- [GIVEN INFORMATION]:
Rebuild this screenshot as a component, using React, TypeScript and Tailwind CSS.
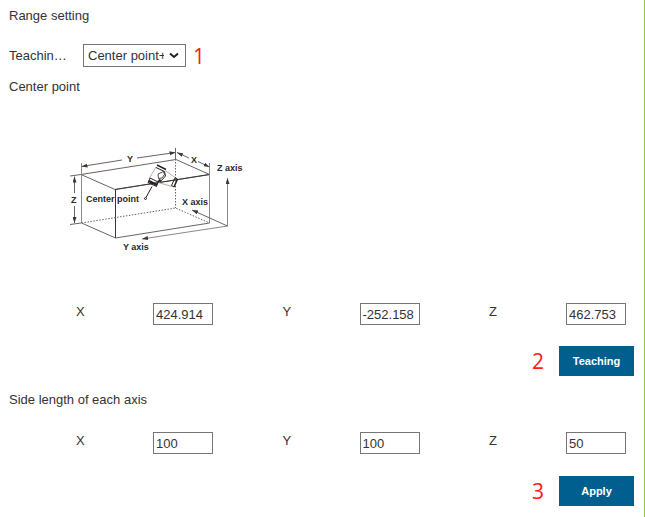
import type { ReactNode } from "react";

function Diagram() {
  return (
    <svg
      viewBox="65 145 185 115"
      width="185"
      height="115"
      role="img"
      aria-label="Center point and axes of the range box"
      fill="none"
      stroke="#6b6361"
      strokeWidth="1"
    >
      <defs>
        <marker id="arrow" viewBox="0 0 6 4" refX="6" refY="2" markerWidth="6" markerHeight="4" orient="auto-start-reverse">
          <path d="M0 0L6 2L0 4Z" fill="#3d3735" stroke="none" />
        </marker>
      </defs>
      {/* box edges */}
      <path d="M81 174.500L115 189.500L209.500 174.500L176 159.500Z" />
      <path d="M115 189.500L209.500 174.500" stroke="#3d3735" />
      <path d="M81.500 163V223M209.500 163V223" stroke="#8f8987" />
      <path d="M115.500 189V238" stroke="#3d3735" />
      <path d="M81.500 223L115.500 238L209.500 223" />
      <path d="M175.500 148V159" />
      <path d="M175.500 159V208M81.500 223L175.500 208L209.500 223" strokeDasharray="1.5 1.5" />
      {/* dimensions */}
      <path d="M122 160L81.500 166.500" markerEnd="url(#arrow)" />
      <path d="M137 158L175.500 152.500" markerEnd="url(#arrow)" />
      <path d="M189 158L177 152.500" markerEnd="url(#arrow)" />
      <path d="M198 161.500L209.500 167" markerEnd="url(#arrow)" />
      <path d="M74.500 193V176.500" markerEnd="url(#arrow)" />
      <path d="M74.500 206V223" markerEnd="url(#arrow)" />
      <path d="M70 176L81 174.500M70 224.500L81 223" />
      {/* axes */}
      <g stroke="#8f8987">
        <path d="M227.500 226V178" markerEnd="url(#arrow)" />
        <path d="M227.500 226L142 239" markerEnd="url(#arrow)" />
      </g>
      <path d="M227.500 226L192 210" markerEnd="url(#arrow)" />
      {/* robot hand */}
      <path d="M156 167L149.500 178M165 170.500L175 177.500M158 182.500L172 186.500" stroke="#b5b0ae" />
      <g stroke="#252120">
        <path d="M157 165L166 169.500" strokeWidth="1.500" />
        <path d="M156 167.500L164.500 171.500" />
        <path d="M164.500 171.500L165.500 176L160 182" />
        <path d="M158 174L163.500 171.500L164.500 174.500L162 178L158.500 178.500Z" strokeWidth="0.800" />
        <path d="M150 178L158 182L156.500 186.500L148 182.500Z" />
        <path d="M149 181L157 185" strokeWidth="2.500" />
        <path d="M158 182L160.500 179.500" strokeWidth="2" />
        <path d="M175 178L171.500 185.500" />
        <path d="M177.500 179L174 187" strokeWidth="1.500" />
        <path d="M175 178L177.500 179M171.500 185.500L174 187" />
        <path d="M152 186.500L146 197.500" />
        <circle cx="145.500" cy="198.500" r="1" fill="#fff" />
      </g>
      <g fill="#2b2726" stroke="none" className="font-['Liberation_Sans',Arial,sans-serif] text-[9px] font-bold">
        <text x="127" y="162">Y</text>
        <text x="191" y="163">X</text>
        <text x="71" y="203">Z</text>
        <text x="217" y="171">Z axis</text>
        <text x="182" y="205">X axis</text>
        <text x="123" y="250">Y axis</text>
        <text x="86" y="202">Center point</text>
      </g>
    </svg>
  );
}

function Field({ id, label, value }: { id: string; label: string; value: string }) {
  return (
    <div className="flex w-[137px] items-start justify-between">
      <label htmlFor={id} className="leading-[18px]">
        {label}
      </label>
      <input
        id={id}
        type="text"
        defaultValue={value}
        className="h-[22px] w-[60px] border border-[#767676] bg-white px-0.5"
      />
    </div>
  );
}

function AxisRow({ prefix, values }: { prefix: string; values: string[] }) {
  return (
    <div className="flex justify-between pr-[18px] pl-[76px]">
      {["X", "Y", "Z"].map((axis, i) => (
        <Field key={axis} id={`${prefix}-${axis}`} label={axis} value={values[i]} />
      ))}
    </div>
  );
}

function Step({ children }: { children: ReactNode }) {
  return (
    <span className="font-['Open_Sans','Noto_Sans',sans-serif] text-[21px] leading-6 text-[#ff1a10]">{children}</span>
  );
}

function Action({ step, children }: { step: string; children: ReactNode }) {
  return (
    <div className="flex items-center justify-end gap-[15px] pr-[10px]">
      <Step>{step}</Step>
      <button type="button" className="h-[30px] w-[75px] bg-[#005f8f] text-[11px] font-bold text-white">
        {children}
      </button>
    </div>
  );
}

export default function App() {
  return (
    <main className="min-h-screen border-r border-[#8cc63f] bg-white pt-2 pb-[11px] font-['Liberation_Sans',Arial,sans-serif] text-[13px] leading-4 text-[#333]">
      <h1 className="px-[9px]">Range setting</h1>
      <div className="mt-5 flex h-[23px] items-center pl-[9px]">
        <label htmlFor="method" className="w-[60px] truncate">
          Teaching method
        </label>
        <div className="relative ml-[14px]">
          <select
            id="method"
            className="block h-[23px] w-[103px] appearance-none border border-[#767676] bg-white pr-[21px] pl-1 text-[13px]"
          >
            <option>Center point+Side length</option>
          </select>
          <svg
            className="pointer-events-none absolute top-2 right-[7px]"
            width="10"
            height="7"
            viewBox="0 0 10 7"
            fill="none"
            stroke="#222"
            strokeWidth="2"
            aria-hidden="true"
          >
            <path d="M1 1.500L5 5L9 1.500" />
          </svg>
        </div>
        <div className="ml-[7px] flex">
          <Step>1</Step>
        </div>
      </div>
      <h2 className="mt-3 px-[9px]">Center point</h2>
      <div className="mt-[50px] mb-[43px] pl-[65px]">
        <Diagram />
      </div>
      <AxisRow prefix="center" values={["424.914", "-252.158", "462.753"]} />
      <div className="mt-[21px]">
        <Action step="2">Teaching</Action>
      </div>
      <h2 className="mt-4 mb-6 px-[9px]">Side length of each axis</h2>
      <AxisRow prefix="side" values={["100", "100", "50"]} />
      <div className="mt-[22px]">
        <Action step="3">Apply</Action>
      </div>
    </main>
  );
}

- [WORK TO BE COMPLETED]: Reproduce every line of the material precisely, omitting its pictures.

- [RESPONSE TO THIS EXERCISE]:
Rebuild this screenshot as a component, using React, TypeScript and Tailwind CSS.
import type { ReactNode } from "react";

function Diagram() {
  return (
    <svg
      viewBox="65 145 185 115"
      width="185"
      height="115"
      role="img"
      aria-label="Center point and axes of the range box"
      fill="none"
      stroke="#6b6361"
      strokeWidth="1"
    >
      <defs>
        <marker id="arrow" viewBox="0 0 6 4" refX="6" refY="2" markerWidth="6" markerHeight="4" orient="auto-start-reverse">
          <path d="M0 0L6 2L0 4Z" fill="#3d3735" stroke="none" />
        </marker>
      </defs>
      {/* box edges */}
      <path d="M81 174.500L115 189.500L209.500 174.500L176 159.500Z" />
      <path d="M115 189.500L209.500 174.500" stroke="#3d3735" />
      <path d="M81.500 163V223M209.500 163V223" stroke="#8f8987" />
      <path d="M115.500 189V238" stroke="#3d3735" />
      <path d="M81.500 223L115.500 238L209.500 223" />
      <path d="M175.500 148V159" />
      <path d="M175.500 159V208M81.500 223L175.500 208L209.500 223" strokeDasharray="1.5 1.5" />
      {/* dimensions */}
      <path d="M122 160L81.500 166.500" markerEnd="url(#arrow)" />
      <path d="M137 158L175.500 152.500" markerEnd="url(#arrow)" />
      <path d="M189 158L177 152.500" markerEnd="url(#arrow)" />
      <path d="M198 161.500L209.500 167" markerEnd="url(#arrow)" />
      <path d="M74.500 193V176.500" markerEnd="url(#arrow)" />
      <path d="M74.500 206V223" markerEnd="url(#arrow)" />
      <path d="M70 176L81 174.500M70 224.500L81 223" />
      {/* axes */}
      <g stroke="#8f8987">
        <path d="M227.500 226V178" markerEnd="url(#arrow)" />
        <path d="M227.500 226L142 239" markerEnd="url(#arrow)" />
      </g>
      <path d="M227.500 226L192 210" markerEnd="url(#arrow)" />
      {/* robot hand */}
      <path d="M156 167L149.500 178M165 170.500L175 177.500M158 182.500L172 186.500" stroke="#b5b0ae" />
      <g stroke="#252120">
        <path d="M157 165L166 169.500" strokeWidth="1.500" />
        <path d="M156 167.500L164.500 171.500" />
        <path d="M164.500 171.500L165.500 176L160 182" />
        <path d="M158 174L163.500 171.500L164.500 174.500L162 178L158.500 178.500Z" strokeWidth="0.800" />
        <path d="M150 178L158 182L156.500 186.500L148 182.500Z" />
        <path d="M149 181L157 185" strokeWidth="2.500" />
        <path d="M158 182L160.500 179.500" strokeWidth="2" />
        <path d="M175 178L171.500 185.500" />
        <path d="M177.500 179L174 187" strokeWidth="1.500" />
        <path d="M175 178L177.500 179M171.500 185.500L174 187" />
        <path d="M152 186.500L146 197.500" />
        <circle cx="145.500" cy="198.500" r="1" fill="#fff" />
      </g>
      <g fill="#2b2726" stroke="none" className="font-['Liberation_Sans',Arial,sans-serif] text-[9px] font-bold">
        <text x="127" y="162">Y</text>
        <text x="191" y="163">X</text>
        <text x="71" y="203">Z</text>
        <text x="217" y="171">Z axis</text>
        <text x="182" y="205">X axis</text>
        <text x="123" y="250">Y axis</text>
        <text x="86" y="202">Center point</text>
      </g>
    </svg>
  );
}

function Field({ id, label, value }: { id: string; label: string; value: string }) {
  return (
    <div className="flex w-[137px] items-start justify-between">
      <label htmlFor={id} className="leading-[18px]">
        {label}
      </label>
      <input
        id={id}
        type="text"
        defaultValue={value}
        className="h-[22px] w-[60px] border border-[#767676] bg-white px-0.5"
      />
    </div>
  );
}

function AxisRow({ prefix, values }: { prefix: string; values: string[] }) {
  return (
    <div className="flex justify-between pr-[18px] pl-[76px]">
      {["X", "Y", "Z"].map((axis, i) => (
        <Field key={axis} id={`${prefix}-${axis}`} label={axis} value={values[i]} />
      ))}
    </div>
  );
}

function Step({ children }: { children: ReactNode }) {
  return (
    <span className="font-['Open_Sans','Noto_Sans',sans-serif] text-[21px] leading-6 text-[#ff1a10]">{children}</span>
  );
}

function Action({ step, children }: { step: string; children: ReactNode }) {
  return (
    <div className="flex items-center justify-end gap-[15px] pr-[10px]">
      <Step>{step}</Step>
      <button type="button" className="h-[30px] w-[75px] bg-[#005f8f] text-[11px] font-bold text-white">
        {children}
      </button>
    </div>
  );
}

export default function App() {
  return (
    <main className="min-h-screen border-r border-[#8cc63f] bg-white pt-2 pb-[11px] font-['Liberation_Sans',Arial,sans-serif] text-[13px] leading-4 text-[#333]">
      <h1 className="px-[9px]">Range setting</h1>
      <div className="mt-5 flex h-[23px] items-center pl-[9px]">
        <label htmlFor="method" className="w-[60px] truncate">
          Teaching method
        </label>
        <div className="relative ml-[14px]">
          <select
            id="method"
            className="block h-[23px] w-[103px] appearance-none border border-[#767676] bg-white pr-[21px] pl-1 text-[13px]"
          >
            <option>Center point+Side length</option>
          </select>
          <svg
            className="pointer-events-none absolute top-2 right-[7px]"
            width="10"
            height="7"
            viewBox="0 0 10 7"
            fill="none"
            stroke="#222"
            strokeWidth="2"
            aria-hidden="true"
          >
            <path d="M1 1.500L5 5L9 1.500" />
          </svg>
        </div>
        <div className="ml-[7px] flex">
          <Step>1</Step>
        </div>
      </div>
      <h2 className="mt-3 px-[9px]">Center point</h2>
      <div className="mt-[50px] mb-[43px] pl-[65px]">
        <Diagram />
      </div>
      <AxisRow prefix="center" values={["424.914", "-252.158", "462.753"]} />
      <div className="mt-[21px]">
        <Action step="2">Teaching</Action>
      </div>
      <h2 className="mt-4 mb-6 px-[9px]">Side length of each axis</h2>
      <AxisRow prefix="side" values={["100", "100", "50"]} />
      <div className="mt-[22px]">
        <Action step="3">Apply</Action>
      </div>
    </main>
  );
}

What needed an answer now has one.